In norse mythology its what Ymer is formed from(and its also the origin of all living things, ie the mytological version of primordial goo you might call it) and the poison of the snake Jörmungandr that it uses to kill Tor.

Only derived word i can think of right now is "ettrig" roughly meaning something or someone that is persistently very annoying, intrusive or angry.

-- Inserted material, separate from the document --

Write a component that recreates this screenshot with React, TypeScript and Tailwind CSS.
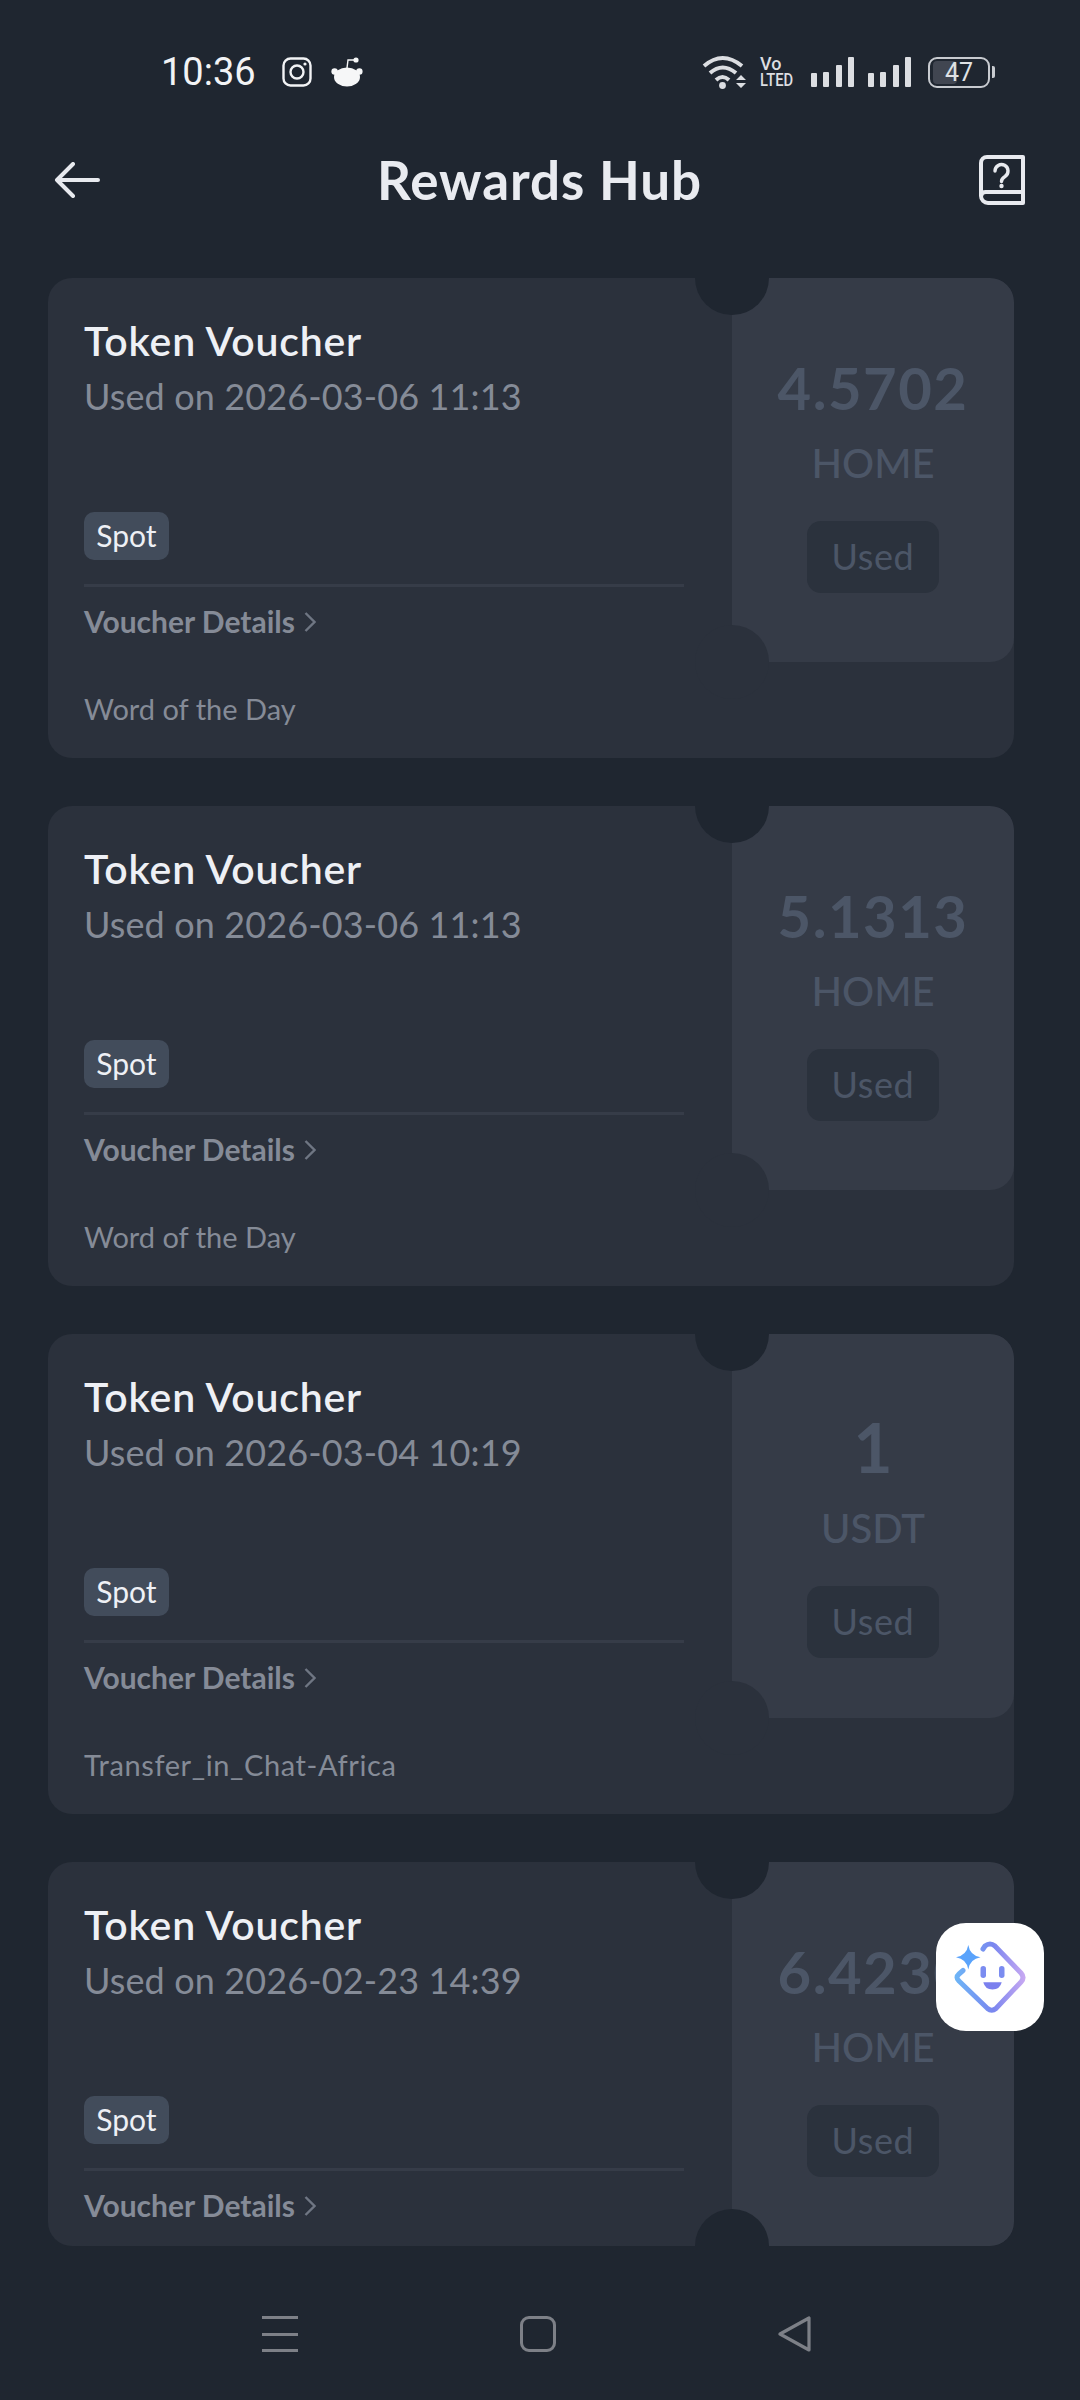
const vouchers = [
  { amount: "4.5702", token: "HOME", date: "2026-03-06 11:13", source: "Word of the Day" },
  { amount: "5.1313", token: "HOME", date: "2026-03-06 11:13", source: "Word of the Day" },
  { amount: "1", token: "USDT", date: "2026-03-04 10:19", source: "Transfer_in_Chat-Africa", big: true, sourceTracking: "tracking-[0.6px]" },
  { amount: "6.4230", token: "HOME", date: "2026-02-23 14:39" },
];

function Signal() {
  return (
    <div className="flex h-[30px] w-[43px] items-end justify-between">
      <div className="h-[14px] w-[6px] rounded-[1px] bg-[#dcdee2]" />
      <div className="h-[15px] w-[6px] rounded-[1px] bg-[#dcdee2]" />
      <div className="h-[22px] w-[6px] rounded-[1px] bg-[#dcdee2]" />
      <div className="h-[30px] w-[6px] rounded-[1px] bg-[#dcdee2]" />
    </div>
  );
}

function StatusBar() {
  return (
    <div className="flex h-[126px] items-start justify-between pl-[161px] pr-[85px] pt-[57px]">
      <div className="flex h-[30px] items-center">
        <span className="font-['Roboto',sans-serif] text-[38px] leading-[30px] text-[#f2f3f5]">10:36</span>
        <svg className="ml-[26px]" width="30" height="30" viewBox="0 0 30 30" fill="none" stroke="#f2f3f5" strokeWidth="2.4">
          <rect x="1.5" y="1.5" width="27" height="27" rx="7" />
          <circle cx="15" cy="15" r="6.5" />
          <circle cx="23" cy="7" r="1.6" fill="#f2f3f5" stroke="none" />
        </svg>
        <svg className="ml-[19px]" width="32" height="30" viewBox="0 0 32 30" fill="#f6f7f8">
          <ellipse cx="16" cy="20" rx="13" ry="9.5" />
          <circle cx="3.6" cy="14.5" r="3.2" />
          <circle cx="28.4" cy="14.5" r="3.2" />
          <circle cx="25" cy="3" r="2.6" />
          <path d="M16 11 L17 3 L24 3" fill="none" stroke="#f6f7f8" strokeWidth="1.4" />
        </svg>
      </div>
      <div className="flex h-[30px] items-center">
        <svg width="45" height="34" viewBox="0 0 45 34" fill="none" stroke="#dcdee2" strokeWidth="4">
          <path d="M2 11 Q20.5 -5 40 11" />
          <path d="M8 18 Q20.5 7 34 18" />
          <path d="M14 25 Q20.5 19 27 25" />
          <circle cx="20.5" cy="30.5" r="3.4" fill="#dcdee2" stroke="none" />
          <path d="M34 25 L39 20 L44 25 Z M34 28 L44 28 L39 33 Z" fill="#dcdee2" stroke="none" />
        </svg>
        <div className="ml-[13px] flex h-[32px] w-[35px] flex-col font-['Roboto',sans-serif] text-[18px] font-medium leading-[16px] text-[#dcdee2]">
          <span>Vo</span>
          <span className="origin-left scale-x-[0.82] whitespace-nowrap">LTED</span>
        </div>
        <div className="ml-[16px]">
          <Signal />
        </div>
        <div className="ml-[14px]">
          <Signal />
        </div>
        <div className="relative ml-[17px] flex h-[31px] w-[62px] items-center justify-center overflow-hidden rounded-[9px] border-2 border-[#c8cbd0]">
          <div className="absolute bottom-[2px] left-[3px] top-[2px] w-[24px] rounded-[4px] bg-[#414651]" />
          <span className="relative font-['Roboto',sans-serif] text-[25px] leading-none text-[#dfe1e4]">47</span>
        </div>
        <div className="ml-[2px] h-[12px] w-[3px] rounded-r-[2px] bg-[#c8cbd0]" />
      </div>
    </div>
  );
}

function Header() {
  return (
    <div className="flex h-[108px] items-center justify-between pl-[54px] pr-[55px]">
      <svg width="46" height="36" viewBox="0 0 46 36" fill="none" stroke="#e8eaef" strokeWidth="4" strokeLinecap="round" strokeLinejoin="round">
        <path d="M3 18 H44 M19 2 L3 18 L19 34" />
      </svg>
      <h1 className="pb-[2px] text-[53px] font-bold leading-none tracking-[0.9px] text-[#e9ebf0]">Rewards Hub</h1>
      <svg width="46" height="50" viewBox="0 0 46 50" fill="none" stroke="#e8eaef" strokeWidth="4" strokeLinejoin="round" strokeLinecap="round">
        <path d="M2 41 V8 a6 6 0 0 1 6 -6 H44 V48 H9 a7 7 0 0 1 -7 -7 a5 5 0 0 1 5 -4 H44" />
        <path d="M16 16 a6.5 6.5 0 1 1 10 5.5 c-2.5 1.5 -3.5 2.5 -3.5 5" strokeWidth="3.4" />
        <circle cx="22.5" cy="31" r="2.2" fill="#e8eaef" stroke="none" />
      </svg>
    </div>
  );
}

function VoucherCard({ amount, token, date, source, big, sourceTracking }: { amount: string; token: string; date: string; source?: string; big?: boolean; sourceTracking?: string }) {
  return (
    <div className="relative shrink-0 overflow-hidden rounded-[24px] bg-[#2b313c]">
      <div className="flex h-[384px]">
        <div className="w-[684px] pl-[36px]">
          <div className="pt-[39px] text-[41px] font-semibold leading-[48px] tracking-[0.8px] text-[#eef0f5]">Token Voucher</div>
          <div className="mt-[9px] text-[36px] leading-[44px] tracking-[0.12px] text-[#858b97]">Used on {date}</div>
          <div className="mt-[94px] flex h-[48px] w-[85px] items-center justify-center rounded-[10px] bg-[#424c5b] pb-[2px] text-[30px] leading-none text-[#eef0f5]">
            Spot
          </div>
          <div className="mt-[24px] h-[3px] w-[600px] bg-[#363c48]" />
          <div className="mt-[17px] flex h-[36px] items-center text-[30px] font-bold leading-none text-[#858b97]">
            <span className="pb-[2px]">Voucher Details</span>
            <svg className="ml-[9px]" width="12" height="20" viewBox="0 0 12 20" fill="none" stroke="#6f7683" strokeWidth="2.4">
              <path d="M1.5 1 L10.5 10 L1.5 19" />
            </svg>
          </div>
        </div>
        <div className="flex w-[282px] flex-col items-center rounded-r-[24px] bg-[#353b47] text-[#4c5667]">
          <div className={big ? "pt-[76px] text-[68px] font-bold leading-[73px]" : "pt-[80px] text-[58px] font-bold leading-[60px] tracking-[1.5px]"}>{amount}</div>
          <div className="mt-[21px] text-[40px] font-medium leading-[48px]">{token}</div>
          <div className="mt-[34px] flex h-[72px] w-[132px] items-center justify-center rounded-[14px] bg-[#2b323d] pb-[2px] text-[36px] leading-none tracking-[0.6px]">
            Used
          </div>
        </div>
      </div>
      {source ? (
        <div className={`flex h-[96px] items-center pb-[3px] pl-[36px] text-[29px] leading-none text-[#858b97] ${sourceTracking ?? ""}`}>{source}</div>
      ) : null}
      {/* ticket notches */}
      <div className="absolute left-[647px] top-[-37px] h-[74px] w-[74px] rounded-full bg-[#1f2630]" />
      <div className={source ? "absolute left-[647px] top-[347px] h-[74px] w-[74px] rounded-full bg-[#2b313c]" : "absolute left-[647px] top-[347px] h-[74px] w-[74px] rounded-full bg-[#1f2630]"} />
    </div>
  );
}

function AssistantButton() {
  return (
    <div className="absolute left-[936px] top-[1923px] h-[108px] w-[108px] rounded-[30px] bg-white">
      <svg width="108" height="108" viewBox="0 0 108 108" fill="none">
        <defs>
          <linearGradient id="face" x1="20" y1="54" x2="88" y2="54" gradientUnits="userSpaceOnUse">
            <stop offset="0" stopColor="#6db4f6" />
            <stop offset="0.55" stopColor="#7a86ef" />
            <stop offset="1" stopColor="#c6a8f2" />
          </linearGradient>
        </defs>
        <path
          d="M27 47.5 L23 51 Q19 54.5 23 58 L51.5 85.5 Q55.7 89 60 85.5 L85 59 Q89 54.5 85 50 L59 23 Q54 19 49 23 L47 26"
          stroke="url(#face)"
          strokeWidth="5"
          strokeLinecap="round"
        />
        <path d="M32.3 22 Q34 32.5 44.5 34.3 Q34 36 32.3 46.5 Q30.5 36 20 34.3 Q30.5 32.5 32.3 22 Z" fill="#5aa3fb" />
        <rect x="44.5" y="43" width="5.5" height="12" rx="2.75" fill="#7b8cf0" />
        <rect x="63" y="43" width="5.5" height="12" rx="2.75" fill="#7b8cf0" />
        <path d="M47.3 59.3 H65.7 Q64 66.5 56.5 66.5 Q49 66.5 47.3 59.3 Z" fill="#7b80ee" />
      </svg>
    </div>
  );
}

function NavBar() {
  return (
    <div className="flex flex-1 items-start justify-between pl-[262px] pr-[267px] pt-[70px]">
      <div className="flex h-[36px] w-[36px] flex-col justify-between">
        <div className="h-[3px] bg-[#7d8087]" />
        <div className="h-[3px] bg-[#7d8087]" />
        <div className="h-[3px] bg-[#7d8087]" />
      </div>
      <div className="h-[36px] w-[36px] rounded-[9px] border-[3px] border-[#7d8087]" />
      <svg width="36" height="36" viewBox="0 0 36 36" fill="none" stroke="#7d8087" strokeWidth="3.2" strokeLinejoin="round">
        <path d="M3 18 L32 2 V34 Z" />
      </svg>
    </div>
  );
}

export default function App() {
  return (
    <div className="relative flex h-[2400px] w-[1080px] flex-col overflow-hidden bg-[#1f2630] font-['Lato',sans-serif]">
      <StatusBar />
      <Header />
      <div className="flex h-[2012px] flex-col gap-[48px] overflow-hidden pl-[48px] pr-[66px] pt-[44px]">
        {vouchers.map((v, i) => (
          <VoucherCard key={i} {...v} />
        ))}
      </div>
      <NavBar />
      <AssistantButton />
    </div>
  );
}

"probably"? Guessing at etymology across languages is much like, oh, astrology - only without all the science. :unamused:

For instance, the word "adder", a specifically poisonous snake, apparently has nothing to do with "ator", all appearances and intuition to the contrary. :wink:

In this case, it seems(!) they're all branches from the same earlier root, "from Proto-Germanic *aitra- "poisonous ulcer" (cf. Old Norse eitr, Old High German eitar "poison;" German eiter "pus," Old High German eiz "abscess, boil")"

Can't tell from here, but if you say so...

Good luck. I think the key is to somehow convince those sites, the people who state/claim that it's a fae, to tell you what their original sources are. Follow the stream back up to the origin.

(double post, see above)

I am of the opinion that diacronic linguistics is about as scientific as the Brothers Grimm. But you seem to know: Which sources from before 793 have you found?

EDIT: Orosius is 9th century and clearly influenced by Scandinavians
Corpus Glossary is too late to support your claim!

'fraid I cannot help much. I just note that the modern Norwegian word "edderkopp" means spider. But every time I try to say anything about etymology the linguists squish my feeble attempts, so I guess it doesn't help.

I don't know about a folk reference to a supernatural creature.

But the word certainly does literally mean "spider" in (some versions of) Old English.

ātoreoppe = spider according to Clark (1916) A Concise Anglo-Saxon Dictionary, Second Edition

Online version of relevant page here: http://lexicon.ff.cuni.cz/html/oe_clarkhall/b0025.html

(Doesn't seem to be related to the word for adder, which is nǽdre).